As it turns out, though, the L.A. City Council voted just five days later to approve home-size restrictions for those neighborhoods and a dozen others throughout the city.

That’s a good thing, because one of the only good things about these monstrosities — OK, the only good thing — is that pretty much everyone feels free to shamelessly trash them.

Does anyone really like McMansions?

In the aforementioned article, the reporter managed to find someone who works in real estate who does. He argued that people seek larger homes because they’re too busy on their computers and other digital devices to get all that much out of the open space surrounding their homes, even in sunny Southern California.
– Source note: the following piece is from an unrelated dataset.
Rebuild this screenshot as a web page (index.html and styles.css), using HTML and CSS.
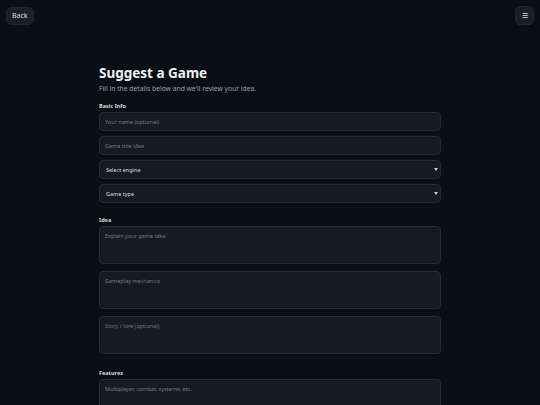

The World Wide Web isn’t entirely to blame, though — it started after World War II. Once upon a time, casual socializing with neighbors was commonplace, an intersection of private and public space that helped bond communities together. Why this went away can be summed up in two acronyms: AC and TV.
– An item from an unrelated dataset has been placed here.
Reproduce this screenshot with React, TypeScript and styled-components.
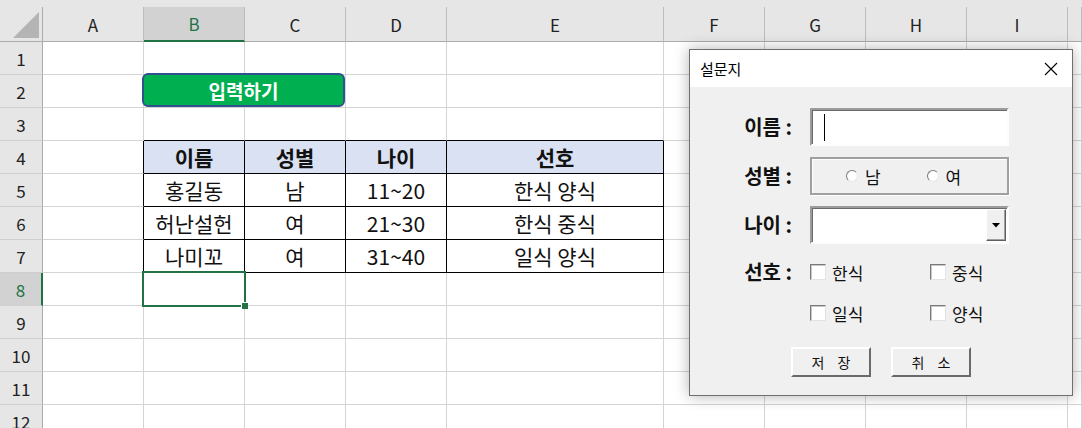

The source’s larger point, however, was that the size of a home defines its value, and people tend to want to get every penny’s worth out of such a massive investment as their home.

This brings us to the idea of money spent vs. money well-spent. Do big-budget movies always have to be moronic? There’s the “Transformers” franchise, sure, but then there’s also “Captain America: The Winter Soldier,” a conspiracy thriller that would have worked even without the superheroes. The latter is exceedingly well-conceived and made — a bit of praise you won’t hear directed at “Transformers” movies or, for that matter, your generic McMansion.

McMansions are despised for many reasons, not the least of which is they’re incredibly ugly. In a world with great ethnic cuisine served up by hipster food trucks, McMansions are Taco Bell. There is no key design element except size — a perfect marriage of greed and one-upmanship. They’re not so much homes as places to park Hummers. (One of the other names for such abodes is Hummer houses.)

Admittedly, one could say there is something wrong — even un-American! — about local government telling people how they can and can’t build their homes. And yet when these eyesores proliferate, the end result is often changes in the character of a neighborhood that can wind up bringing down the value of all the homes in the area.

It has always surprised me that the families in these bland, butt-ugly homes would stop at applying their wretched taste only to where they live. Dad can take the same steroids Barry Bonds did on the way to beating Hank Aaron’s home run record. Mom can opt for implants to resemble cast members from one of those “Real Housewives” shows.

I think such personal cosmetic enhancements should be mandatory for all who insist on tearing down perfectly nice homes to build the godawful dream houses that are nightmares for everyone who has to look at them.

I like to think I’m a fair and open-minded person, but at the end of the day it comes down to something like this: “I’m not prejudiced against McMansions … but do you really want one moving in next door?”